O Pugilista - Reinhard Kleist

Uma era que afectou milhares e milhares de pessoas continua a dar-nos a conhecer, anos e anos depois, histórias novas e incríveis sobre os que sobreviveram ao horror do Holocausto. É o caso de Hertzko Haft, cuja história de vida e sobrevivência é retratada nesta obra inesquecível de Reinhard Kleist.

Hertzko Haft, judeu polaco, nem tinha ainda dezasseis anos quando foi levado para um campo de trabalhos forçados após a invasão da Polónia pela Alemanha Nazi. Para trás deixou a mãe, sete irmãos e Leah, a sua amada, com quem esperava casar antes que a guerra os separasse. E tanto mais os iria continuar a separar nos anos que se seguiriam. Mas Hertzko conseguiu escapar já quase no final da guerra, depois de protegido por alguns oficiais que o tornaram "O Pugilista" das distracções dos alemães, e depois de passar por campos de concentração como Auschwitz. Ao perder grande parte da família na guerra, Hertzko parte para os Estados Unidos onde procura apostar no que aprendera como pugilista nos campos e começar uma nova vida.

"Um dia conto-te tudo", diz Hertzko ao filho, que só muitos anos mais tarde viria a conhecer a verdadeira história de vida do pai que com ele fora sempre forte e violento, e a escrever a sua biografia que daria origem a esta bonita homenagem em banda desenhada.
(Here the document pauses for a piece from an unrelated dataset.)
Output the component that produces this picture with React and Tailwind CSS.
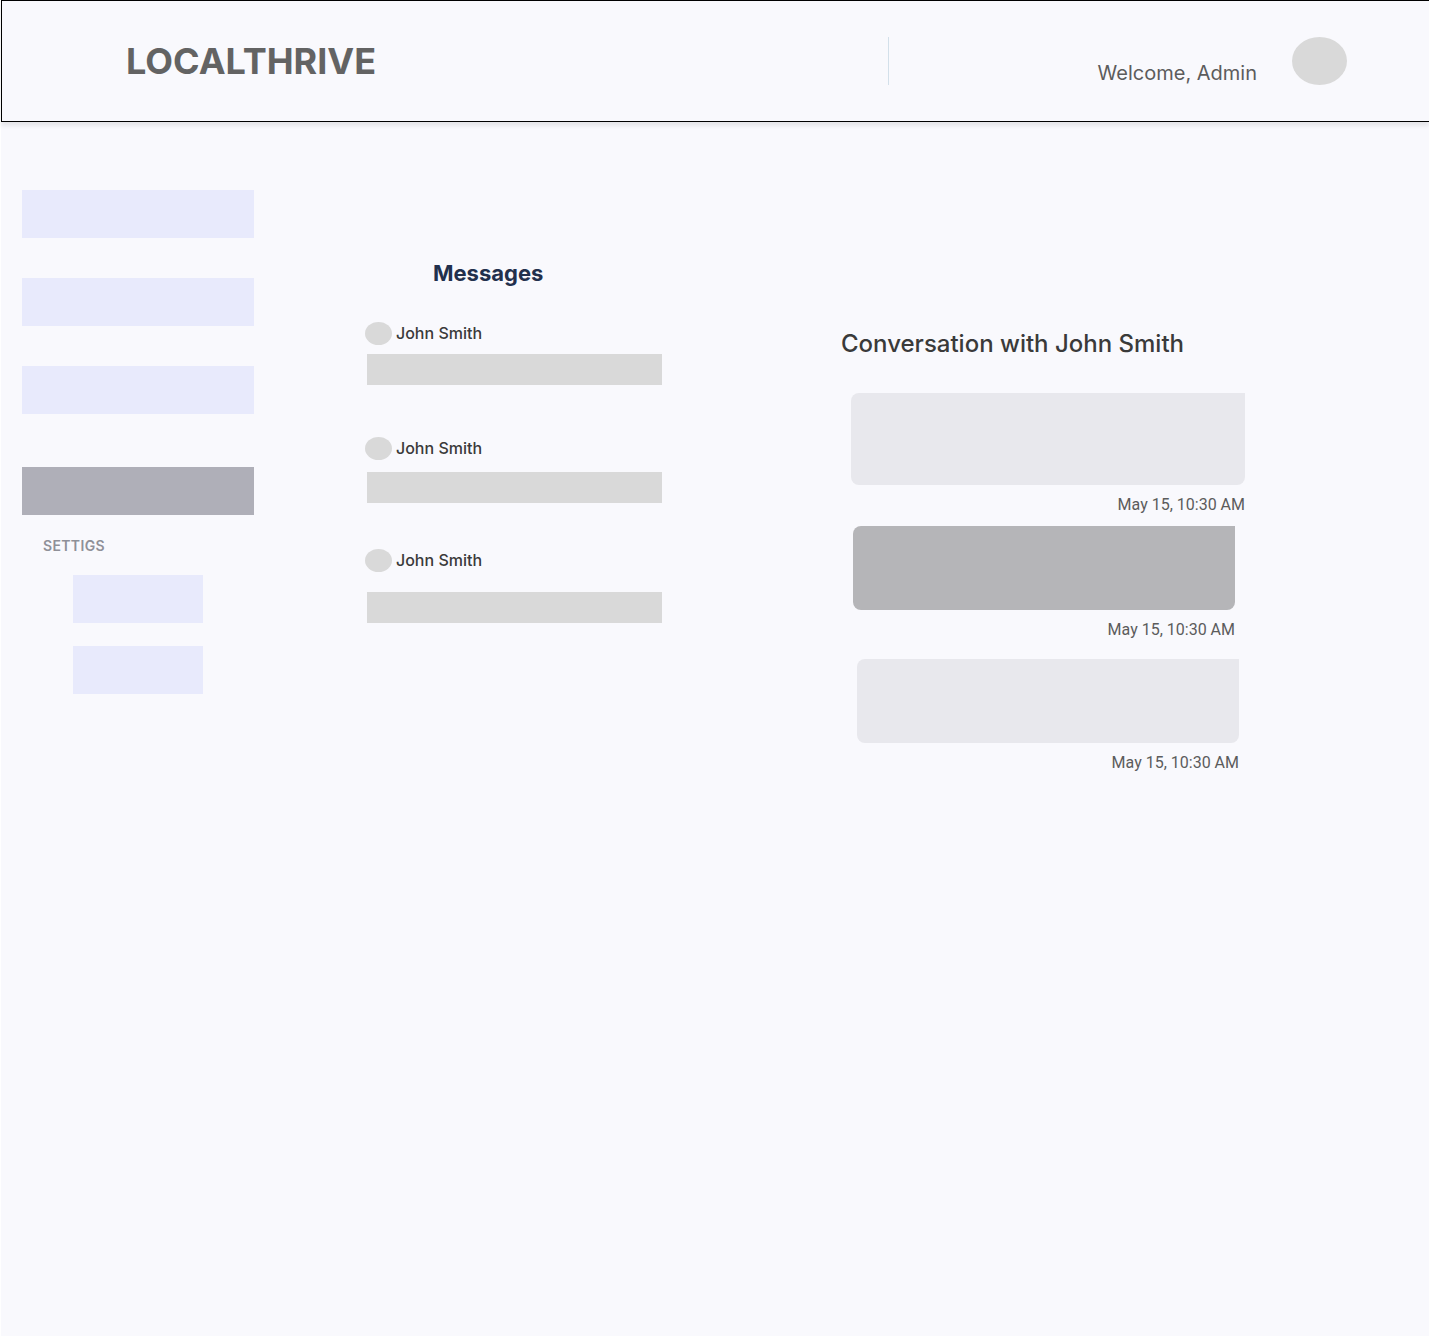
const navItems = ["Dashboard", "Businesses", "Reviews"];

const messages = [
  { id: 1, name: "John Smith", row: "", bar: "mt-[9px]" },
  { id: 2, name: "John Smith", row: "mt-[52px]", bar: "mt-3" },
  { id: 3, name: "John Smith", row: "mt-[46px]", bar: "mt-5" },
];

const bubbles = [
  { id: 1, time: "May 15, 10:30 AM", row: "mt-[33px] ml-[10px]", box: "h-[92px] bg-[#e8e8ed]" },
  { id: 2, time: "May 15, 10:30 AM", row: "mt-[9px] mr-[10px] ml-3", box: "h-[84px] bg-[#b5b5b8]" },
  { id: 3, time: "May 15, 10:30 AM", row: "mt-[17px] mr-[6px] ml-4", box: "h-[84px] bg-[#e8e8ed]" },
];

function Header() {
  return (
    <header className="flex h-[122px] items-center border-y border-l border-black pr-[82px] pl-[124px] shadow-[0_4px_4px_rgba(0,0,0,0.08)]">
      <div className="text-4xl font-bold text-[#636363]">LOCALTHRIVE</div>
      <div className="ml-auto flex h-12 w-[459px] shrink-0 items-start justify-end border-l border-[#d3e0ea]">
        <p className="mt-[22px] mr-[35px] text-xl text-[#5c5c5c]">Welcome, Admin</p>
        <button aria-label="Account" className="h-12 w-[55px] rounded-[50%] bg-[#d9d9d9]" />
      </div>
    </header>
  );
}

function Sidebar() {
  return (
    <nav className="ml-[21px] w-[232px] shrink-0 pt-[68px]">
      <div className="flex flex-col gap-10">
        {navItems.map((item) => (
          <button key={item} aria-label={item} className="h-12 w-full bg-[#e8eafc]" />
        ))}
      </div>
      <button aria-label="Messages" aria-current="page" className="mt-[53px] block h-12 w-full bg-[#afafb8]" />
      <h2 className="mt-[21px] ml-[21px] text-sm font-semibold tracking-wide text-[#8f9098]">SETTIGS</h2>
      <div className="mt-[19px] ml-[51px] flex flex-col gap-[23px]">
        <button aria-label="Profile" className="h-12 w-[130px] bg-[#e8eafc]" />
        <button aria-label="Preferences" className="h-12 w-[130px] bg-[#e8eafc]" />
      </div>
    </nav>
  );
}

function MessageList() {
  return (
    <section className="pt-[135px]">
      <h1 className="mb-[33px] ml-[68px] text-[22px] leading-8 font-bold text-[#22304d]">Messages</h1>
      {messages.map((m) => (
        <article key={m.id} className={m.row}>
          <div className="flex h-[23px] items-center gap-1">
            <span className="h-[23px] w-[27px] rounded-[50%] bg-[#d9d9d9]" />
            <span className="text-base leading-[23px] font-medium text-[#3a3a3a]">{m.name}</span>
          </div>
          <div className={`ml-[2px] h-[31px] bg-[#d9d9d9] ${m.bar}`} />
        </article>
      ))}
    </section>
  );
}

function Conversation() {
  return (
    <section className="pt-[206px]">
      <h2 className="text-2xl font-medium text-[#3a3a3a]">Conversation with John Smith</h2>
      {bubbles.map((b) => (
        <article key={b.id} className={b.row}>
          <div className={`rounded-lg rounded-tr-none ${b.box}`} />
          <time className="mt-2 block text-right font-[Roboto,sans-serif] text-base text-[#5c5c5c]">{b.time}</time>
        </article>
      ))}
    </section>
  );
}

export default function App() {
  return (
    <div className="min-h-screen bg-white pl-px font-[Inter,sans-serif]">
      <div className="min-h-screen bg-[#f9f9fd]">
        <Header />
        <div className="flex">
          <Sidebar />
          <main className="grid min-w-0 flex-1 grid-cols-[297fr_404fr] gap-x-[179px] pr-[184px] pl-[111px]">
            <MessageList />
            <Conversation />
          </main>
        </div>
      </div>
    </div>
  );
}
Até lá, guarda tudo para si: a dramática chegada aos fornos de Auschwitz, a necessidade de lutar contra outros prisioneiros (muito mais debilitados), e sobretudo de não se poder preocupar com os outros num lugar onde sobreviver é a única coisa com que se pode preocupar.
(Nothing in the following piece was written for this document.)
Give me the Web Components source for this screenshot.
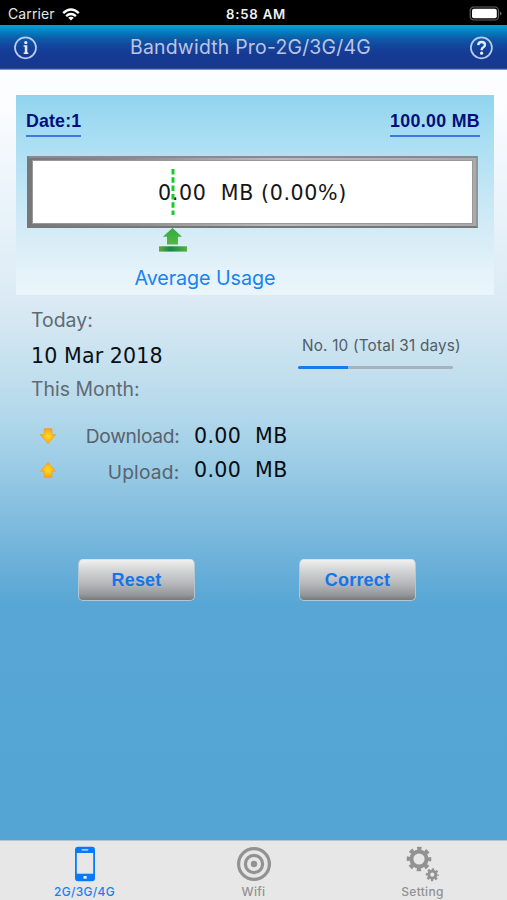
<!DOCTYPE html>
<html lang="en"><head><meta charset="utf-8"><title>Bandwidth Pro</title>
<style>html,body{margin:0;height:100%;overflow:hidden}</style></head>
<body><bandwidth-app></bandwidth-app>
<script>
const define = (name, html) => customElements.define(name, class extends HTMLElement {
  constructor() {
    super();
    const t = document.createElement('template');
    t.innerHTML = html;
    this.attachShadow({mode: 'open'}).append(t.content.cloneNode(true));
  }
});

define('status-bar', `<style>
:host{height:25px;flex:none;background:#000;color:#e6e6e6;display:grid;grid-template-columns:1fr auto 1fr;align-items:center;padding:3px 5px 0 8px;box-sizing:border-box;font:14px/20px Inter,sans-serif}
.l{display:flex;align-items:center;gap:7px;letter-spacing:.12px}
.c{font-weight:600;font-size:13.2px;letter-spacing:.8px;color:#f2f2f2;transform:translateX(1px)}
.r{justify-self:end}svg{display:block}
</style>
<div class="l"><span>Carrier</span><svg width="18" height="13" viewBox="0 0 18 13"><g fill="none" stroke="#fff" stroke-width="2.4"><path d="M1.2 5.1Q9-2 16.8 5.1"/><path d="M4.1 8.1Q9 3.8 13.9 8.1"/></g><path fill="#fff" d="M9 12.6L6.2 9.7Q9 7.6 11.8 9.7Z"/></svg></div>
<div class="c">8:58 AM</div>
<svg class="r" width="33" height="16" viewBox="0 0 33 16"><rect x="1.2" y="1" width="28.3" height="13" rx="3.6" fill="none" stroke="#666" stroke-width="1.2"/><rect x="3" y="2.7" width="24.8" height="9.6" rx="2" fill="#fff"/><path d="M31 5.5v4q1.5-.6 1.5-2t-1.5-2z" fill="#666"/></svg>`);

define('nav-bar', `<style>
:host{height:45px;flex:none;box-sizing:border-box;display:flex;align-items:center;justify-content:space-between;padding:0 13px 1px 13px;background:linear-gradient(#00a3d2 0,#0084c1 6px,#0c5eaa 13px,#12459c 21px,#163a94 29px,#17388f 43px,#425daa 44px,#b8c5e2 45px);color:#bcc5e2;font:19.4px/26px Inter,sans-serif}
svg{display:block}
span{letter-spacing:.23px;transform:translateX(-3px)}
</style>
<svg width="25" height="25" viewBox="0 0 25 25"><circle cx="12.5" cy="12.8" r="10.5" fill="none" stroke="#b9ccec" stroke-width="1.7"/><g fill="#e5edfa"><circle cx="12.8" cy="7.6" r="1.6"/><path d="M10.6 10.3h3.7v7.3h1v1.5h-4.6v-1.5h1.1v-5.8h-1.2z"/></g></svg>
<span>Bandwidth Pro-2G/3G/4G</span>
<svg width="25" height="25" viewBox="0 0 25 25"><circle cx="12.4" cy="12.8" r="10.5" fill="none" stroke="#b9ccec" stroke-width="1.7"/><path d="M9.2 10.1q.3-3.1 3.5-3.1t3.3 2.7q0 1.5-1.6 2.5-1.7 1-1.7 2.5v.5" fill="none" stroke="#e5edfa" stroke-width="2.3"/><circle cx="12.6" cy="18.2" r="1.6" fill="#e5edfa"/></svg>`);

define('quota-link', `<style>
:host{display:block;box-sizing:border-box;height:28px;padding-top:1px;border-bottom:2.4px solid #3f79e0;color:#03107b;font:bold 17.8px/22px "Liberation Sans",sans-serif;white-space:pre;letter-spacing:.33px}
</style><slot></slot>`);

define('usage-gauge', `<style>
:host{display:flex;position:relative;box-sizing:border-box;height:72px;border:2px solid;border-color:#858b8e #929699 #777 #777;background:linear-gradient(90deg,#777 0,#888 20%,#bbb 55%,#aaa 100%);padding:3px 4px}
.in{flex:1;background:#fff;box-shadow:0 0 0 1px #999;display:flex;align-items:center;justify-content:center;padding-top:2px;font:20.6px/26px "DejaVu Sans",sans-serif;color:#161616;letter-spacing:.62px;white-space:pre}
svg{position:absolute;left:142px;top:10px}
</style><div class="in"><slot></slot></div>
<svg width="4" height="48"><path d="M2 1V47" stroke="#18cb28" stroke-width="3" stroke-dasharray="5.5 2.8"/></svg>`);

define('usage-panel', `<style>
:host{display:block;box-sizing:border-box;margin:25px 13px 0 16px;height:200px;padding:14px 16px 0 10px;background:linear-gradient(#90d4ee 0,#a9def3 22%,#c5e7f5 50%,#d9edf7 74%,#e6f3fa 90%,#eaf4fb)}
.top{display:flex;justify-content:space-between;margin-right:-2px}
svg{display:block;margin:0 0 0 132px}
usage-gauge{margin:19px 0 0 1px}
p{margin:13px 0 0 108.5px;font:19.7px/26px Inter,sans-serif;color:#1683f5;letter-spacing:-.06px;white-space:nowrap}
</style>
<div class="top"><quota-link style="letter-spacing:.15px">Date:1</quota-link><quota-link>100.00 MB</quota-link></div>
<usage-gauge>0.00  MB (0.00%)</usage-gauge>
<svg width="30" height="24" viewBox="0 0 30 24"><defs><linearGradient id="a" x2="0" y2="1"><stop stop-color="#32aa43"/><stop offset="1" stop-color="#52ba3d"/></linearGradient><linearGradient id="b"><stop stop-color="#65aa37"/><stop offset=".4" stop-color="#178847"/><stop offset="1" stop-color="#50b43d"/></linearGradient></defs><path d="M14.5 0L24 8.7H20V16.4H9V8.7H4.8Z" fill="url(#a)"/><rect x="1" y="18.3" width="28" height="5.3" fill="url(#b)"/></svg>
<p>Average Usage</p>`);

define('day-progress', `<style>
:host{display:block;width:163px;color:#515d66;font:15.3px/20px Inter,sans-serif}
div{padding-left:4px;white-space:nowrap;letter-spacing:.19px}
i{display:block;margin-top:10px;width:155px;height:3px;border-radius:1.5px;background:linear-gradient(90deg,#137cef 50px,#a9b1ba 50px)}
</style><div><slot></slot></div><i></i>`);

define('traffic-row', `<style>
:host{display:grid;grid-template-columns:18px 131px auto;align-items:center;height:34px;padding-left:39px}
svg{display:block}:host([up]) svg{transform:scaleY(-1)}
.k{text-align:right;font:19.2px/26px Inter,sans-serif;letter-spacing:-.3px;color:#59636d;padding-right:8.5px}
:host([up]) .k{transform:translateY(2px);letter-spacing:.2px}
.v{font:20.6px/26px "DejaVu Sans",sans-serif;color:#080d12;white-space:pre;padding-left:6px;letter-spacing:.36px}
</style>
<svg width="18" height="18" viewBox="0 0 18 18"><defs><radialGradient id="g"><stop stop-color="#ffdc24"/><stop offset=".55" stop-color="#ffbd16"/><stop offset="1" stop-color="#f29d22"/></radialGradient></defs><path d="M5.2 1.5h7.7v6h4L9 16.6 1.1 7.5h4.1z" fill="url(#g)" stroke="#efa62d" stroke-width=".8" stroke-linejoin="round"/></svg>
<span class="k"><slot name="label"></slot></span><span class="v"><slot></slot></span>`);

define('metal-button', `<style>
:host{width:117px;height:42px;box-sizing:border-box;border:1px solid #b3c7d2;border-top-color:#d7e4ea;border-radius:5px;background:linear-gradient(#f0f0f0,#d8d8d9 22%,#b5b7b9 60%,#96999c 86%,#777a7d);display:flex;align-items:center;justify-content:center;color:#1475e9;font:bold 18px/22px "Liberation Sans",sans-serif;letter-spacing:.2px}
</style><slot></slot>`);

define('tab-item', `<style>
:host{flex:1;display:flex;flex-direction:column;align-items:center;color:#929292;font:500 12px/14px Inter,sans-serif;letter-spacing:.3px;padding-top:4px}
:host([active]){color:#1b80ef}
.i{height:37px;display:flex;align-items:center;margin-bottom:3px}
</style><div class="i"><slot name="icon"></slot></div><span><slot></slot></span>`);

define('tab-bar', `<style>
:host{height:60px;flex:none;box-sizing:border-box;border-top:1px solid #b2c4cd;background:#e7e7e7;display:flex}svg{display:block}
</style>
<tab-item active><svg slot="icon" width="22" height="36" viewBox="0 0 22 36"><rect x="1" y=".8" width="20" height="34.4" rx="3" fill="#087aff"/><rect x="2.8" y="7" width="16.4" height="20.7" fill="#e7e7e7"/><path d="M8.2 3.8h5.6" stroke="#d7e7fa" stroke-width="1.3" stroke-linecap="round"/><rect x="9.4" y="30" width="3.4" height="2.8" rx=".8" fill="#e7f0fa"/></svg>2G/3G/4G</tab-item>
<tab-item><svg slot="icon" width="36" height="36" viewBox="0 0 36 36"><g fill="none" stroke="#929292" stroke-width="3.2"><circle cx="18" cy="18" r="15.4"/><circle cx="18" cy="18" r="8.6"/></g><circle cx="18" cy="18" r="3.2" fill="#929292"/></svg>Wifi</tab-item>
<tab-item><svg slot="icon" width="34" height="36" viewBox="0 0 34 36"><g fill="none" stroke="#929292"><circle cx="13" cy="13" r="7.6" stroke-width="4"/><circle cx="13" cy="13" r="10.6" stroke-width="3.4" stroke-dasharray="4.4 3.925" stroke-dashoffset="2.2"/><circle cx="26.3" cy="28.7" r="3.5" stroke-width="2.8"/><circle cx="26.3" cy="28.7" r="5.4" stroke-width="2.2" stroke-dasharray="2.3 1.941" stroke-dashoffset="1.15"/></g></svg>Setting</tab-item>`);

define('bandwidth-app', `<style>
:host{display:flex;flex-direction:column;height:900px;width:507px;overflow:hidden;font-family:Inter,sans-serif}
main{flex:1;min-height:0;background:linear-gradient(#fdfeff 0,#fafcff 40px,#e9f3fa 140px,#d9e9f3 240px,#b5d9eb 340px,#9bcce6 395px,#7cb9dd 460px,#57a6d5 535px,#54a5d4 100%);display:flow-root}
.info{display:grid;grid-template-columns:267px 1fr;padding:12px 0 0 31px;color:#606a73;font:19.4px/26px Inter,sans-serif;letter-spacing:.03px}
.date{font:20.6px/26px "DejaVu Sans",sans-serif;color:#090f14;margin:10px 0 7px;letter-spacing:.1px}
day-progress{margin-top:29px}
.traffic{margin-top:17px}
.buttons{display:flex;gap:104px;padding:72px 0 0 78px}
</style>
<status-bar></status-bar><nav-bar></nav-bar>
<main><usage-panel></usage-panel>
<section class="info"><div><div>Today:</div><div class="date">10 Mar 2018</div><div>This Month:</div></div><day-progress>No. 10 (Total 31 days)</day-progress></section>
<section class="traffic"><traffic-row><span slot="label">Download:</span>0.00  MB</traffic-row><traffic-row up><span slot="label">Upload:</span>0.00  MB</traffic-row></section>
<section class="buttons"><metal-button>Reset</metal-button><metal-button>Correct</metal-button></section>
</main><tab-bar></tab-bar>`);
</script></body></html>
Apesar de toda esta história de sobrevivência contra todas as provações, como a de um menino super-herói que teve de crescer à força ao partir para a guerra - e isso nota-se na evolução da personagem ao longo da obra, na forma como depressa assume o novo contexto em que está inserido, por obrigação da vida -, Hertzko não é um homem fácil de entender, ou com o qual tenhamos facilidade em nos identificarmos. O que faz para sobreviver, a sua conduta com o filho, a culpa que carrega torna-o um homem amargo e quase insensível perante tamanha dor por que passou.

A sensibilidade reside apenas na memória e na esperança de reencontrar Leah, o amor da sua vida, cujo reencontro será dos momentos mais tocantes do livro e aquele que verdadeiramente humaniza Hertzko perante nós, espectadores e leitores da sua vida a tantos anos de distância. Um homem que nunca desistiu da vida e que nunca deixou de lutar pela felicidade mesmo após de tanta infelicidade. Um verdadeiro pugilista de atitude perante a vida, mais do que nas lides do boxe - ainda que nestas a sua curta carreira se tenha tornado inesquecível por tantos outros homens terem tido o mesmo destino (uns igualmente sobreviventes, outros esquecidos nos campos onde não resistiram) e também por ter enfrentado boxeurs como Rocky Marciano.

Outubro é para mim o mês da Amadora BD, da visita a esta capital da Banda Desenhada, e talvez por isso também aquele em que me apeteceu voltar a pegar num livro de BD e lê-lo de uma assentada em apenas algumas horas. As pranchas quase expressionistas, a preto e branco, mais imagéticas do que descritivas, catapultam-nos para a história de Haft como se dela fizéssemos parte, ajudando-nos a compreender melhor a sua história de vida. E fazem-nos apaixonar por esta novela gráfica tão intensa, dramática e que nos deixa sem palavras e com lágrimas nos olhos quando, no final, já sabemos "tudo" e nos identificamos com muito mais facilidade com Haft.